I belong to a riders’ group and this email was in my box. I found it very interesting… I have plenty of older horses around here and I need to check for this. However, it can happen in younger horses, too.
EOTRH – BECOMING MORE COMMON
This attached brochure is from GCTC members, Karrie and Vern Dunham. It was given to them by their dental specialist vet from Oregon who came down to consult with their local vet on a horse with suspected Equine Odontoclastic Tooth Resorbtion and Hyperementosis, or EOTRH.
EOTRH is becoming more common, and you can keep an eye on your own horses.
Equine Odontoclastic Tooth Resorption and Hypercementosis, also known as EOTRH, is a syndrome in horses that results in resorptive lesions of the incisors and sometimes canine teeth. It is usually gradual in onset, though often isn’t diagnosed until quite extensive lesions are present. Most commonly it is a condition of older horses (15+), though we have seen it in horses as young as 13.
More in-depth information.
This is a fairly recently recognized disease that can cause severe changes to the tooth roots and surrounding gingiva (gums) in older horses, most often in the incisors and canines, although some very new research indicates it can affect their premolars and molars, as well. In moderate and severe cases it results in chronic infection of the tissues and is very painful to the horse; it can also cause loss of affected teeth or enough pain that they must be extracted to allow the horse to eat comfortably.
The cause of EOTRH is not known for certain, though it appears to be correlated with equine pituitary pars intermedia dysfunction (PPID, or equine Cushing’s disease), a history of overly aggressive dental procedures by improperly trained individuals, horses that are not allowed to graze (i.e., kept on a drylot), and the presence of certain types of bacteria or other microorganisms in the mouth. Geldings seem to be predisposed. It’s theorized that saliva constantly bathing the teeth, as occurs in the head-down grazing position when horses are at pasture for many hours per day, may be protective, so incorporating this into your horse’s management program might be helpful.
The earliest externally visible signs of EOTRH are gingivitis (inflammation of the gums around the teeth) or small draining tracts from the roots of the tooth that look like pimples in the gingiva–these appear as tiny red dots initially.
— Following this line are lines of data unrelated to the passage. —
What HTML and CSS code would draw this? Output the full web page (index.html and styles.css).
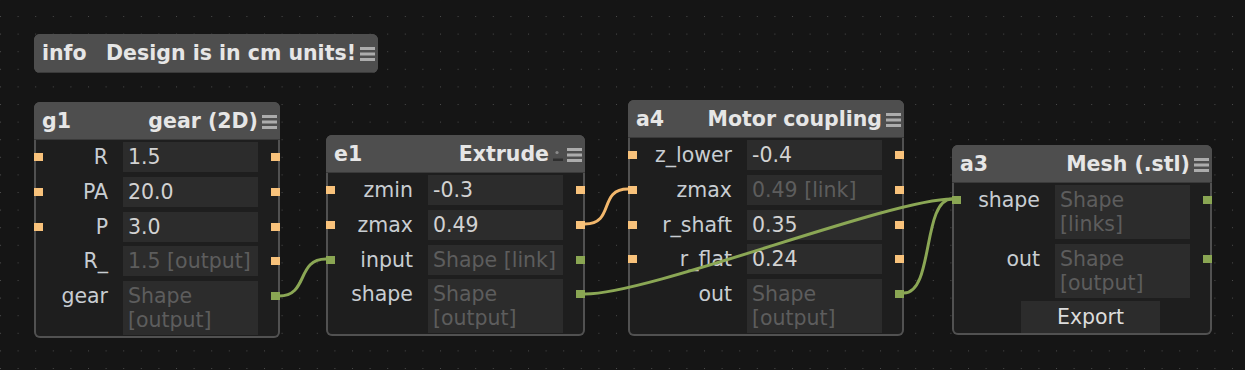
FILE: index.html
```html
<!DOCTYPE html>
<html lang="en">
<head>
    <meta charset="UTF-8">
    <title>Node editor</title>
    <link rel="stylesheet" href="styles.css">
</head>
<body>
    <div class="canvas">
        <svg class="grid" width="1245" height="370">
            <defs>
                <pattern id="dots" x="0" y="16" width="17.6" height="17.6" patternUnits="userSpaceOnUse">
                    <rect width="1" height="1" fill="#4a4a4a"/>
                </pattern>
            </defs>
            <rect width="1245" height="370" fill="url(#dots)" shape-rendering="crispEdges"/>
        </svg>

        <!-- info note -->
        <div class="node node-info">
            <div class="node-head">
                <span class="node-id">info</span>
                <span class="node-title">Design is in cm units!</span>
                <svg class="menu" width="15" height="14"><rect y="0" width="15" height="3"/><rect y="5.5" width="15" height="3"/><rect y="11" width="15" height="3"/></svg>
            </div>
        </div>

        <!-- gear -->
        <div class="node node-g1">
            <div class="node-head">
                <span class="node-id">g1</span>
                <span class="node-title">gear (2D)</span>
                <svg class="menu" width="15" height="14"><rect y="0" width="15" height="3"/><rect y="5.5" width="15" height="3"/><rect y="11" width="15" height="3"/></svg>
            </div>
            <div class="node-body">
                <div class="row"><span class="port num"></span><span class="label">R</span><span class="field">1.5</span><span class="port num"></span></div>
                <div class="row"><span class="port num"></span><span class="label">PA</span><span class="field">20.0</span><span class="port num"></span></div>
                <div class="row"><span class="port num"></span><span class="label">P</span><span class="field">3.0</span><span class="port num"></span></div>
                <div class="row"><span class="port none"></span><span class="label">R_</span><span class="field muted">1.5 [output]</span><span class="port num"></span></div>
                <div class="row"><span class="port none"></span><span class="label">gear</span><span class="field muted">Shape [output]</span><span class="port shape"></span></div>
            </div>
        </div>

        <!-- extrude -->
        <div class="node node-e1">
            <div class="node-head">
                <span class="node-id">e1</span>
                <span class="node-title">Extrude</span>
                <svg class="pin" width="10" height="14"><circle cx="4" cy="4.5" r="1.6" fill="#8a8a8a"/><rect x="0" y="10.5" width="10" height="2.5" fill="#2e2e2e"/></svg>
                <svg class="menu" width="15" height="14"><rect y="0" width="15" height="3"/><rect y="5.5" width="15" height="3"/><rect y="11" width="15" height="3"/></svg>
            </div>
            <div class="node-body">
                <div class="row"><span class="port num"></span><span class="label">zmin</span><span class="field">-0.3</span><span class="port num"></span></div>
                <div class="row"><span class="port num"></span><span class="label">zmax</span><span class="field">0.49</span><span class="port num"></span></div>
                <div class="row"><span class="port shape"></span><span class="label">input</span><span class="field muted">Shape [link]</span><span class="port shape"></span></div>
                <div class="row"><span class="port none"></span><span class="label">shape</span><span class="field muted">Shape [output]</span><span class="port shape"></span></div>
            </div>
        </div>

        <!-- motor coupling -->
        <div class="node node-a4">
            <div class="node-head">
                <span class="node-id">a4</span>
                <span class="node-title">Motor coupling</span>
                <svg class="menu" width="15" height="14"><rect y="0" width="15" height="3"/><rect y="5.5" width="15" height="3"/><rect y="11" width="15" height="3"/></svg>
            </div>
            <div class="node-body">
                <div class="row"><span class="port num"></span><span class="label">z_lower</span><span class="field">-0.4</span><span class="port num"></span></div>
                <div class="row"><span class="port num"></span><span class="label">zmax</span><span class="field muted">0.49 [link]</span><span class="port num"></span></div>
                <div class="row"><span class="port num"></span><span class="label">r_shaft</span><span class="field">0.35</span><span class="port num"></span></div>
                <div class="row"><span class="port num"></span><span class="label">r_flat</span><span class="field">0.24</span><span class="port num"></span></div>
                <div class="row"><span class="port none"></span><span class="label">out</span><span class="field muted">Shape [output]</span><span class="port shape"></span></div>
            </div>
        </div>

        <!-- mesh export -->
        <div class="node node-a3">
            <div class="node-head">
                <span class="node-id">a3</span>
                <span class="node-title">Mesh (.stl)</span>
                <svg class="menu" width="15" height="14"><rect y="0" width="15" height="3"/><rect y="5.5" width="15" height="3"/><rect y="11" width="15" height="3"/></svg>
            </div>
            <div class="node-body">
                <div class="row"><span class="port shape"></span><span class="label">shape</span><span class="field muted">Shape [links]</span><span class="port shape"></span></div>
                <div class="row"><span class="port none"></span><span class="label">out</span><span class="field muted">Shape [output]</span><span class="port shape"></span></div>
                <div class="export">Export</div>
            </div>
        </div>

        <svg class="wires" width="1245" height="370">
            <path class="wire green" d="M279,296 C309,296 296,259 326,259"/>
            <path class="wire orange" d="M585,224 C615,224 598,189 628,189"/>
            <path class="wire green" d="M585,294 C650,294 890,199 952,199"/>
            <path class="wire green" d="M904,293 C934,293 922,199 952,199"/>
        </svg>
    </div>
</body>
</html>
```

FILE: styles.css
```css
* {
    margin: 0;
    padding: 0;
    box-sizing: border-box;
}

body {
    background: #151515;
    font-family: 'DejaVu Sans', 'Liberation Sans', sans-serif;
    font-size: 20.5px;
    color: #c8cdd2;
    overflow: hidden;
}

.canvas {
    position: relative;
    width: 1245px;
    height: 370px;
}

.grid, .wires {
    position: absolute;
    left: 0;
    top: 0;
}

.wires {
    z-index: 2;
    pointer-events: none;
}

.wire {
    fill: none;
    stroke-width: 3;
}

.wire.green { stroke: #8ba755; }
.wire.orange { stroke: #f2b76c; }

/* nodes sit freely on the canvas */
.node {
    position: absolute;
    z-index: 1;
    background: #1e1e1e;
    border-radius: 6px;
    overflow: hidden;
    box-shadow: inset 0 0 0 2px #515151;
}

.node-info { left: 34px; top: 34px; width: 344px; }
.node-g1 { left: 34px; top: 102px; width: 246px; }
.node-e1 { left: 326px; top: 135px; width: 259px; }
.node-a4 { left: 628px; top: 100px; width: 276px; }
.node-a3 { left: 952px; top: 145px; width: 260px; }

.node-head {
    display: flex;
    align-items: center;
    height: 38px;
    padding: 0 3px 0 8px;
    background: #4e4e4e;
    border-bottom: 1px solid #3a3a3a;
    color: #e6e6e6;
    font-weight: bold;
    white-space: nowrap;
}

.node-info .node-head {
    height: 39px;
}

.node-title {
    margin-left: auto;
}

.menu {
    margin: 2px 0 0 4px;
    fill: #acacac;
    flex-shrink: 0;
}

.pin {
    margin: 2px 0 0 4px;
    flex-shrink: 0;
}

.node-body {
    display: flex;
    flex-direction: column;
    gap: 4.75px;
    padding: 2px 0 3px;
}

.row {
    display: flex;
    align-items: flex-start;
}

.port {
    width: 9px;
    height: 8px;
    margin-top: 11px;
    flex-shrink: 0;
}

.port.num { background: #f8c27b; }
.port.shape { background: #8aa653; }
.port.none { visibility: hidden; }

.row .port:last-child {
    margin-left: 13px;
}

.label {
    flex: 1;
    text-align: right;
    padding: 3px 15px 0 0;
    line-height: 24px;
    white-space: nowrap;
}

.field {
    width: 135px;
    padding: 3px 4px 3px 5px;
    line-height: 24px;
    background: #2c2c2c;
    color: #d2d2d2;
}

.field.muted {
    color: #5d5d5d;
}

.export {
    width: 139px;
    height: 32px;
    margin: -2px 0 0 69px;
    line-height: 32px;
    text-align: center;
    background: #2c2c2c;
    color: #dcdcdc;
}

.node-a3 .node-body {
    padding-bottom: 2px;
}
```
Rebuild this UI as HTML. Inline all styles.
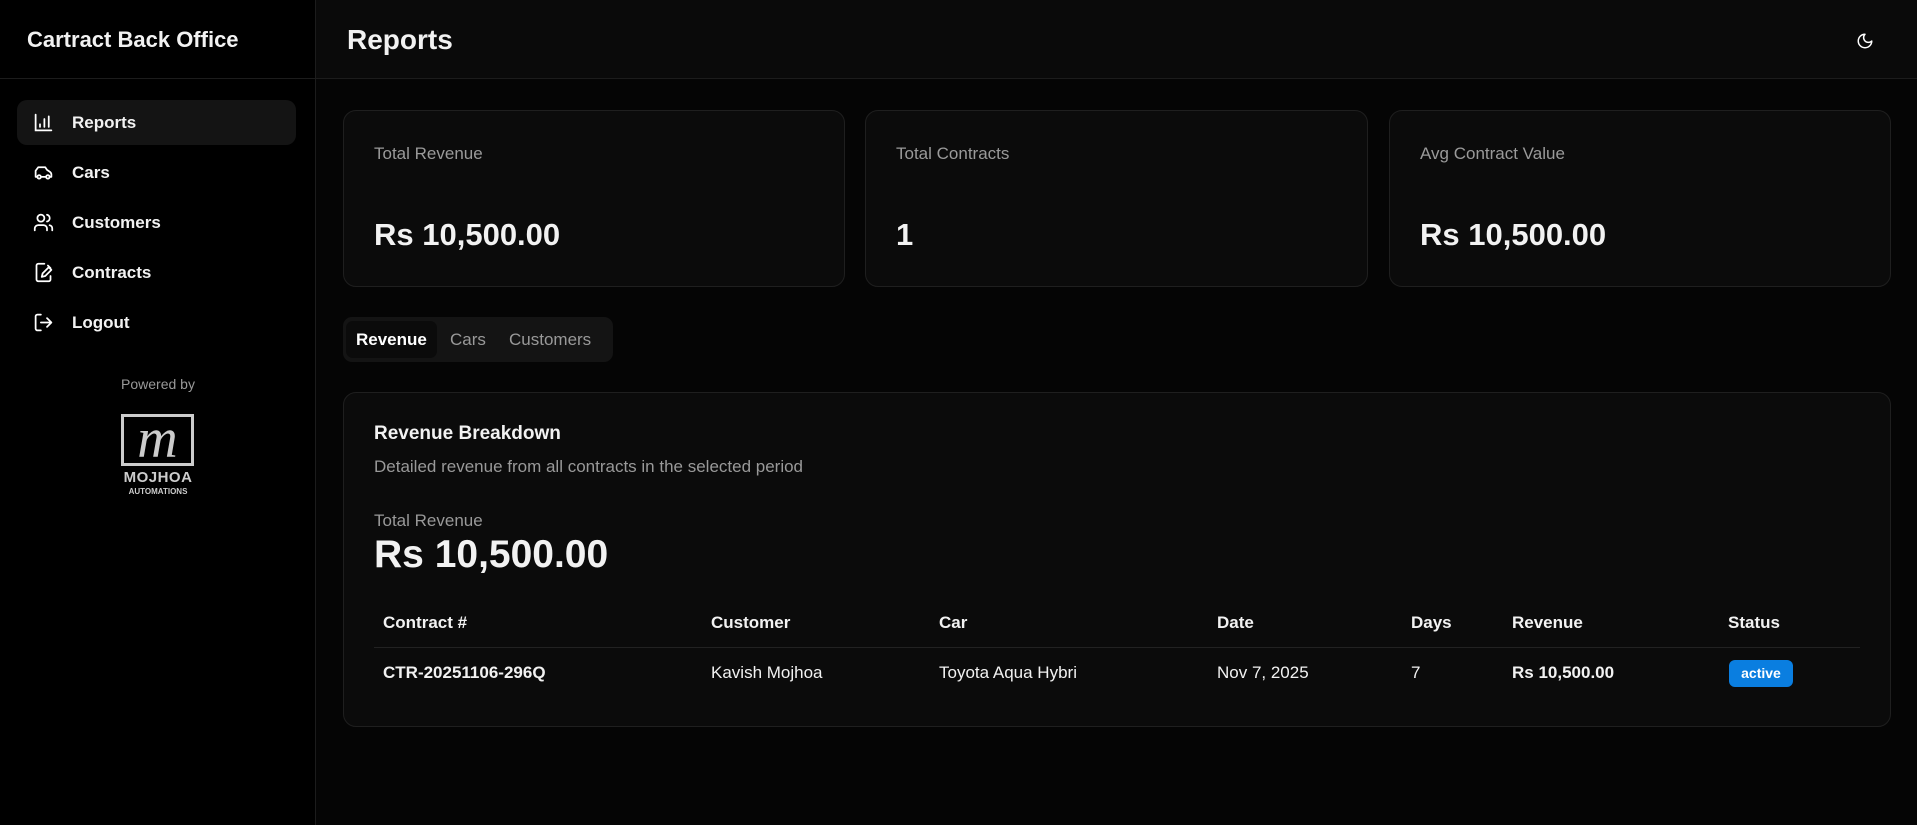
<!DOCTYPE html>
<html><head><meta charset="utf-8"><style>
*{box-sizing:border-box;margin:0;padding:0}
body{width:1917px;height:825px;background:#050505;font-family:"Liberation Sans",sans-serif;color:#f2f2f2;position:relative;overflow:hidden}
.side{position:absolute;left:0;top:0;width:316px;height:825px;background:#000;border-right:1px solid #1c1c1c}
.side .hd{height:79px;border-bottom:1px solid #1c1c1c;padding-left:27px;font-size:22px;font-weight:bold;line-height:79px}
.nav{position:absolute;left:17px;width:279px;height:45px;border-radius:10px;font-size:17px;font-weight:bold;line-height:45px;padding-left:55px}
.nav.act{background:#141414}
.nav svg{position:absolute;left:16px;top:12px}
.top{position:absolute;left:316px;top:0;right:0;height:79px;background:#0a0a0a;border-bottom:1px solid #1c1c1c}
.top h1{position:absolute;left:31px;top:24px;font-size:28px}
.card{position:absolute;background:#0b0b0b;border:1px solid #1f1f1f;border-radius:13px}
.lbl{position:absolute;left:30px;top:33px;font-size:17px;color:#9a9a9a}
.val{position:absolute;left:30px;top:106px;font-size:31px;font-weight:bold}
.tabs{position:absolute;left:343px;top:317px;width:270px;height:45px;background:#141414;border-radius:9px}
.tab{position:absolute;top:4px;height:37px;line-height:37px;font-size:17px;color:#999}
.tab.act{background:#0b0b0b;color:#fff;border-radius:7px;font-weight:bold;padding:0 10px;left:3px}
.th{position:absolute;top:613px;font-size:17px;font-weight:bold}
.td{position:absolute;top:663px;font-size:17px}
</style></head><body>
<div class="side">
<div class="hd">Cartract Back Office</div>
<div class="nav act" style="top:100px"><svg width="21" height="21" viewBox="0 0 24 24" fill="none" stroke="#fff" stroke-width="2" stroke-linecap="round"><path d="M3 3v18h18M8 17v-3M13 17V8M18 17V5"/></svg>Reports</div>
<div class="nav" style="top:150px"><svg width="21" height="21" viewBox="0 0 24 24" fill="none" stroke="#fff" stroke-width="2" stroke-linecap="round" stroke-linejoin="round"><path d="M19 17h2v-3a4 4 0 0 0-2-3l-3-2-2-3H6L3 10v7h2"/><circle cx="7" cy="17" r="2"/><circle cx="17" cy="17" r="2"/><path d="M9 17h6"/></svg>Cars</div>
<div class="nav" style="top:200px"><svg width="21" height="21" viewBox="0 0 24 24" fill="none" stroke="#fff" stroke-width="2" stroke-linecap="round"><path d="M16 21v-2a4 4 0 0 0-4-4H6a4 4 0 0 0-4 4v2"/><circle cx="9" cy="7" r="4"/><path d="M22 21v-2a4 4 0 0 0-3-3.9M16 3.1a4 4 0 0 1 0 7.8"/></svg>Customers</div>
<div class="nav" style="top:250px"><svg width="21" height="21" viewBox="0 0 24 24" fill="none" stroke="#fff" stroke-width="2" stroke-linecap="round" stroke-linejoin="round"><path d="M13 2H6a2 2 0 0 0-2 2v16a2 2 0 0 0 2 2h12a2 2 0 0 0 2-2v-4M17 4l3 3M21 9l-7 7-4 1 1-4 7-7z"/></svg>Contracts</div>
<div class="nav" style="top:300px"><svg width="21" height="21" viewBox="0 0 24 24" fill="none" stroke="#fff" stroke-width="2" stroke-linecap="round" stroke-linejoin="round"><path d="M9 21H5a2 2 0 0 1-2-2V5a2 2 0 0 1 2-2h4M16 17l5-5-5-5M21 12H9"/></svg>Logout</div>
<div style="position:absolute;top:376px;width:316px;text-align:center;font-size:14px;color:#999">Powered by</div>
<div style="position:absolute;left:121px;top:414px;width:73px;height:52px;border:3px solid #ccc;text-align:center;font-family:'Liberation Serif',serif;font-style:italic;font-size:56px;line-height:44px;color:#ccc;overflow:hidden">m</div>
<div style="position:absolute;left:110px;top:469px;width:96px;text-align:center;font-size:15px;font-weight:bold;color:#ccc;letter-spacing:0.5px">MOJHOA</div>
<div style="position:absolute;left:110px;top:487px;width:96px;text-align:center;font-size:8px;font-weight:bold;color:#ccc">AUTOMATIONS</div>
</div>
<div class="top"><h1>Reports</h1>
<svg style="position:absolute;left:1540px;top:32px" width="18" height="18" viewBox="0 0 24 24" fill="none" stroke="#fff" stroke-width="2" stroke-linecap="round" stroke-linejoin="round"><path d="M12 3a6 6 0 0 0 9 9 9 9 0 1 1-9-9z"/></svg></div>
<div class="card" style="left:343px;top:110px;width:502px;height:177px"><div class="lbl">Total Revenue</div><div class="val">Rs 10,500.00</div></div>
<div class="card" style="left:865px;top:110px;width:503px;height:177px"><div class="lbl">Total Contracts</div><div class="val">1</div></div>
<div class="card" style="left:1389px;top:110px;width:502px;height:177px"><div class="lbl">Avg Contract Value</div><div class="val">Rs 10,500.00</div></div>
<div class="tabs"><div class="tab act">Revenue</div><div class="tab" style="left:107px">Cars</div><div class="tab" style="left:166px">Customers</div></div>
<div class="card" style="left:343px;top:392px;width:1548px;height:335px">
<div style="position:absolute;left:30px;top:30px;font-size:19px;font-weight:bold">Revenue Breakdown</div>
<div style="position:absolute;left:30px;top:64px;font-size:17px;color:#999">Detailed revenue from all contracts in the selected period</div>
<div style="position:absolute;left:30px;top:118px;font-size:17px;color:#999">Total Revenue</div>
<div style="position:absolute;left:30px;top:140px;font-size:39px;font-weight:bold">Rs 10,500.00</div>
<div style="position:absolute;left:30px;right:30px;top:254px;border-top:1px solid #222"></div>
</div>
<div class="th" style="left:383px">Contract #</div><div class="th" style="left:711px">Customer</div><div class="th" style="left:939px">Car</div><div class="th" style="left:1217px">Date</div><div class="th" style="left:1411px">Days</div><div class="th" style="left:1512px">Revenue</div><div class="th" style="left:1728px">Status</div>
<div class="td" style="left:383px;font-weight:bold">CTR-20251106-296Q</div><div class="td" style="left:711px">Kavish Mojhoa</div><div class="td" style="left:939px">Toyota Aqua Hybri</div><div class="td" style="left:1217px">Nov 7, 2025</div><div class="td" style="left:1411px">7</div><div class="td" style="left:1512px;font-weight:bold">Rs 10,500.00</div>
<div style="position:absolute;left:1729px;top:660px;width:64px;height:27px;background:#0a7ee0;border-radius:6px;text-align:center;line-height:27px;font-size:14px;font-weight:bold;color:#fff">active</div>
</body></html>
These might occur years before the more obvious loosening of teeth or tooth root enlargements, and your veterinarian should take note of this during routine dental examinations. Dental radiographs taken at that time might show the start of small resorptive (bone breakdown) lesions in the tooth root or the laying down of cementum around the roots, which is the body’s attempt to stabilize the teeth.
Early identification allows more proactive care and can prevent your horse from experiencing chronic pain and complications such as chronic infections. When the affected teeth become painful or loose, veterinarians recommend extraction. Often, if all or most of the incisors are affected, the veterinarian removes them completely. While it seems like a drastic measure, owners find that their horses recover quickly, are much more comfortable afterward (with previous hard keepers often gaining weight more easily), and can still graze grass effectively!”